The yen may have further to fall, however, as the Bank of Japan is scaling up quantitative easing. Japanese exports may at last be starting to grow: volumes rose 4.7% year-on-year in October. After Hyundai, a South Korean carmaker, reported a big decline in profit in the third quarter, its chief financial officer said the weak yen was one of the company’s biggest concerns.

But the yen is also a convenient excuse. About two-thirds of Hyundai’s production is already overseas. The IMF reckons that the sensitivity of South Korean exports to the won/yen exchange rate has halved since the 1990s.

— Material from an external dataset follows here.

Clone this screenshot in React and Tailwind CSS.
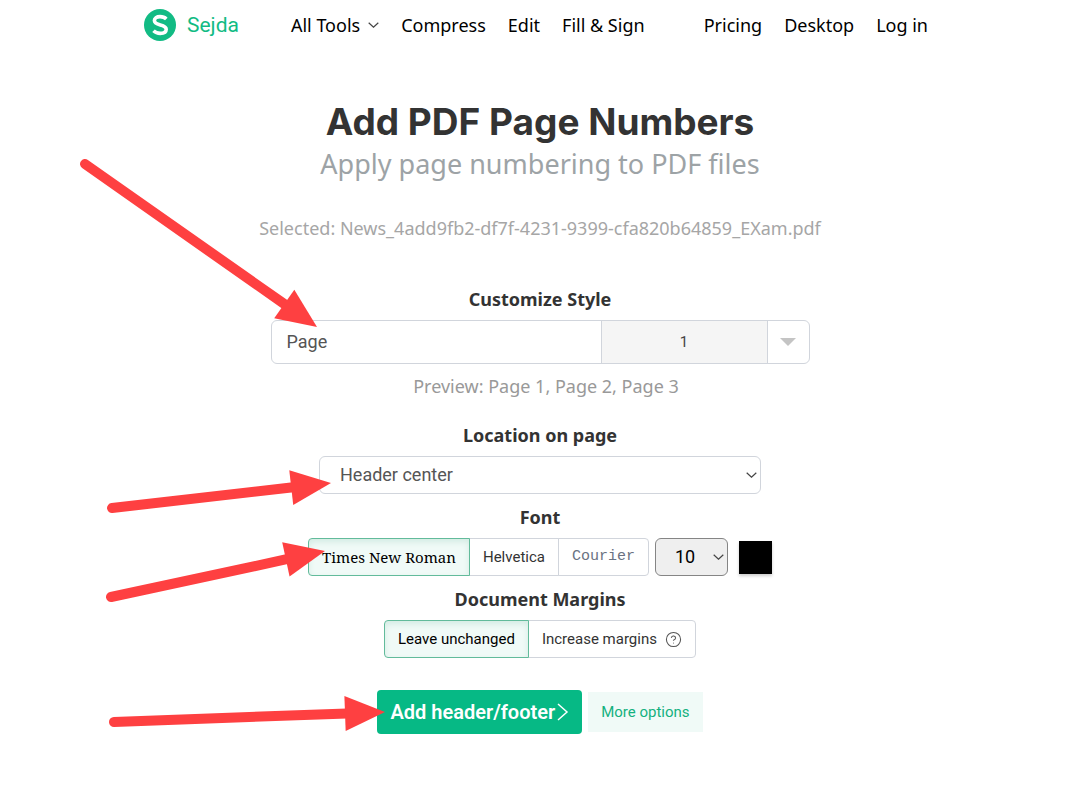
import React, { useState } from 'react';
import { CircleQuestionMark } from 'lucide-react';

const FONTS = [
  { name: 'Times New Roman', className: 'font-["Noto_Serif","Liberation_Serif",serif]' },
  { name: 'Helvetica', className: '' },
  { name: 'Courier', className: 'font-["Liberation_Mono",monospace] text-gray-500' },
];

const ARROWS = [
  { from: [85, 164], to: [317, 327] },
  { from: [112, 508], to: [331, 483] },
  { from: [111, 597], to: [325, 551] },
  { from: [114, 722], to: [385, 712] },
];

function Arrow({ from, to }) {
  const length = Math.hypot(to[0] - from[0], to[1] - from[1]);
  const angle = (Math.atan2(to[1] - from[1], to[0] - from[0]) * 180) / Math.PI;
  return (
    <g transform={`translate(${from[0]} ${from[1]}) rotate(${angle})`}>
      <line x1="0" y1="0" x2={length - 38} y2="0" stroke="#fe4041" strokeWidth="10" strokeLinecap="round" />
      <path d={`M${length} 0l-40-17.500v35z`} fill="#fe4041" />
    </g>
  );
}

function Chevron({ className }) {
  return (
    <svg className={`h-1.5 w-[11px] ${className}`} viewBox="0 0 11 6" fill="none" stroke="#444" strokeWidth="1.200" aria-hidden="true">
      <path d="M.7.7l4.800 4.500L10.300.7" />
    </svg>
  );
}

function NavLink({ children }) {
  return (
    <a href="#" className="flex items-center whitespace-nowrap hover:text-[#0fb881]">
      {children}
    </a>
  );
}

function Header() {
  return (
    <header className="mx-auto flex h-[50px] max-w-[792px] items-center pr-2 text-lg text-black font-['Noto_Sans',sans-serif]">
      <a href="#" className="mr-13 flex items-center gap-[11px] text-[21px] text-[#12bb84] font-['Roboto',sans-serif]">
        <svg className="size-8" viewBox="0 0 32 32" aria-hidden="true">
          <circle cx="16" cy="16" r="16" fill="#12bb84" />
          <path d="M22.300 9.900C20.600 8.200 18.500 7.600 16 7.600c-3.300 0-5.600 1.500-5.600 4 0 5.800 11.800 2.900 11.800 8.700 0 2.700-2.500 4.100-6 4.100-2.800 0-5-.9-6.700-2.600" fill="none" stroke="#fff" strokeWidth="3.600" />
        </svg>
        Sejda
      </a>
      <nav className="flex grow items-center gap-[22px]">
        <NavLink>
          All Tools
          <Chevron className="ml-2" />
        </NavLink>
        <NavLink>Compress</NavLink>
        <NavLink>Edit</NavLink>
        <NavLink>Fill &amp; Sign</NavLink>
      </nav>
      <nav className="flex items-center gap-[22px]">
        <NavLink>Pricing</NavLink>
        <NavLink>Desktop</NavLink>
        <NavLink>Log in</NavLink>
      </nav>
    </header>
  );
}

function SectionTitle({ as: Tag = 'label', children, ...props }) {
  return (
    <Tag className="mt-[9px] mb-[7px] block text-lg/7 font-bold text-[#333] font-['Noto_Sans',sans-serif]" {...props}>
      {children}
    </Tag>
  );
}

function App() {
  const [text, setText] = useState('Page');
  const [location, setLocation] = useState('Header center');
  const [font, setFont] = useState('Times New Roman');
  const [size, setSize] = useState('10');
  const [color, setColor] = useState('#000000');
  const [margins, setMargins] = useState('unchanged');

  const selected = 'z-10 border-[#62bb9b] bg-[#f0faf7] text-black shadow-[inset_0_3px_6px_#d3ebe3]';
  const unselected = 'border-gray-300 bg-white';

  return (
    <div className="relative min-h-screen overflow-hidden bg-white font-['Roboto',sans-serif] text-[#333]">
      <Header />

      <main className="mx-auto flex max-w-3xl flex-col items-center px-4 pt-[50px] pb-16 text-center">
        <h1 className="text-[37px]/11 font-bold text-[#333] font-['Inter',sans-serif]">Add PDF Page Numbers</h1>
        <h2 className="text-[27px]/10 text-[#9da3a6] font-['Noto_Sans',sans-serif]">Apply page numbering to PDF files</h2>
        <p className="mt-[30px] text-lg/7 text-[#a6a6a6] font-['Noto_Sans',sans-serif]">
          Selected: News_4add9fb2-df7f-4231-9399-cfa820b64859_EXam.pdf
        </p>

        {/* Style */}
        <div className="mt-[34px] w-full max-w-[539px]">
          <SectionTitle htmlFor="text">Customize Style</SectionTitle>
          <div className="flex h-11 rounded-md border border-gray-300">
            <input id="text" type="text" value={text} onChange={(e) => setText(e.target.value)} className="w-0 grow rounded-l-md px-[15px] text-lg text-[#555] outline-none" />
            <button type="button" className="w-[167px] border-x border-gray-300 bg-[#f5f5f5] text-[15px] text-[#444]">
              1
            </button>
            <button type="button" aria-label="Choose format" className="flex w-[41px] items-center justify-center">
              <svg className="h-2 w-4" viewBox="0 0 16 8" fill="#c4c4c4" aria-hidden="true">
                <path d="M0 0h16L8 8z" />
              </svg>
            </button>
          </div>
        </div>
        <p className="mt-2 pl-3 text-lg/7 text-[#999] font-['Noto_Sans',sans-serif]">Preview: Page 1, Page 2, Page 3</p>

        {/* Location */}
        <div className="mt-3 w-full max-w-[442px]">
          <SectionTitle htmlFor="location">Location on page</SectionTitle>
          <div className="relative">
            <select id="location" value={location} onChange={(e) => setLocation(e.target.value)} className="h-[38px] w-full appearance-none rounded-md border border-gray-300 bg-white px-5 text-lg/7 text-[#555]">
              <option>Header center</option>
            </select>
            <Chevron className="pointer-events-none absolute top-4 right-1" />
          </div>
        </div>

        {/* Font */}
        <SectionTitle htmlFor="size">Font</SectionTitle>
        <div className="flex items-center">
          <div className="flex h-[38px] text-[15px]">
            {FONTS.map((f) => (
              <button
                key={f.name}
                type="button"
                aria-pressed={font === f.name}
                onClick={() => setFont(f.name)}
                className={`border px-[13px] whitespace-nowrap not-first:-ml-px first:rounded-l-sm last:rounded-r-sm ${f.className} ${font === f.name ? selected : unselected}`}
              >
                {f.name}
              </button>
            ))}
          </div>
          <div className="relative ml-1.5">
            <select id="size" value={size} onChange={(e) => setSize(e.target.value)} className="h-[38px] w-[73px] appearance-none rounded-md border border-[#858585] bg-[#efefef] pl-[19px] text-lg/7 text-black">
              <option>10</option>
            </select>
            <Chevron className="pointer-events-none absolute top-4 right-1" />
          </div>
          <input
            type="color"
            aria-label="Font color"
            value={color}
            onChange={(e) => setColor(e.target.value)}
            className="ml-[11px] size-[33px] appearance-none bg-black shadow-[0_2px_3px_#ccc] [&::-webkit-color-swatch-wrapper]:p-0 [&::-webkit-color-swatch]:border-0"
          />
        </div>

        {/* Margins */}
        <SectionTitle as="h3">Document Margins</SectionTitle>
        <div className="flex h-[38px] text-[15px]">
          <button type="button" aria-pressed={margins === 'unchanged'} onClick={() => setMargins('unchanged')} className={`rounded-l-sm border px-[13px] ${margins === 'unchanged' ? selected : unselected}`}>
            Leave unchanged
          </button>
          <button type="button" aria-pressed={margins === 'increase'} onClick={() => setMargins('increase')} className={`-ml-px flex items-center gap-2 rounded-r-sm border px-[13px] ${margins === 'increase' ? selected : unselected}`}>
            Increase margins
            <CircleQuestionMark className="size-[17px] text-[#555]" strokeWidth={1.5} />
          </button>
        </div>

        <div className="mt-8 flex items-center gap-1.5">
          <button type="button" className="flex h-11 items-center rounded bg-[#06b985] px-[13px] text-xl font-semibold text-white">
            Add header/footer
            <svg className="ml-0.5 h-[18px] w-3" viewBox="0 0 12 18" fill="none" stroke="currentColor" strokeWidth="1.500" aria-hidden="true">
              <path d="M1 1l9 8-9 8" />
            </svg>
          </button>
          <button type="button" className="h-10 bg-[#f0faf7] px-[13px] text-[15px] text-[#14b17f]">
            More options
          </button>
        </div>
      </main>

      {/* Arrows pointing at the steps */}
      <svg className="pointer-events-none absolute top-0 left-1/2 z-20 h-[808px] w-[1080px] -translate-x-1/2" viewBox="0 0 1080 808" aria-hidden="true">
        {ARROWS.map((arrow, i) => (
          <Arrow key={i} {...arrow} />
        ))}
      </svg>
    </div>
  );
}

export default App;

The falling yen has stoked one Japanese industry: tourism. Visits by foreigners are up 27% this year. Thousands of Chinese online agents have also sprung up, offering to buy goods in Japan to bring back to China, to exploit the weak yen and dodge import tariffs.

A search on Taobao, an online marketplace, reveals more than a million Japanese products available through such channels; cosmetics are especially popular. “With the yen falling, we now have room to offer more sales,” says Zhou Chenliang, a Chinese resident of Osaka who sells Japanese handicrafts on Taobao.

If Japanese exporters were to follow Ms Zhou’s lead and cut prices en masse, the weak yen could yet provide a bigger boost to the economy. But that in itself would place upward pressure on the yen. Also, it must be remembered that the ultimate goal of Mr Abe’s monetary experiment is to pull Japan out of deflation and generate wage increases.

That is a far cry from the sort of beggar-thy-neighbour depreciation aimed at keeping prices down. As Lee Ju-yeol, the head of South Korea’s central bank, put it recently, concerns about the yen are “a little excessive”. The same can be said of talk of a currency war in Asia.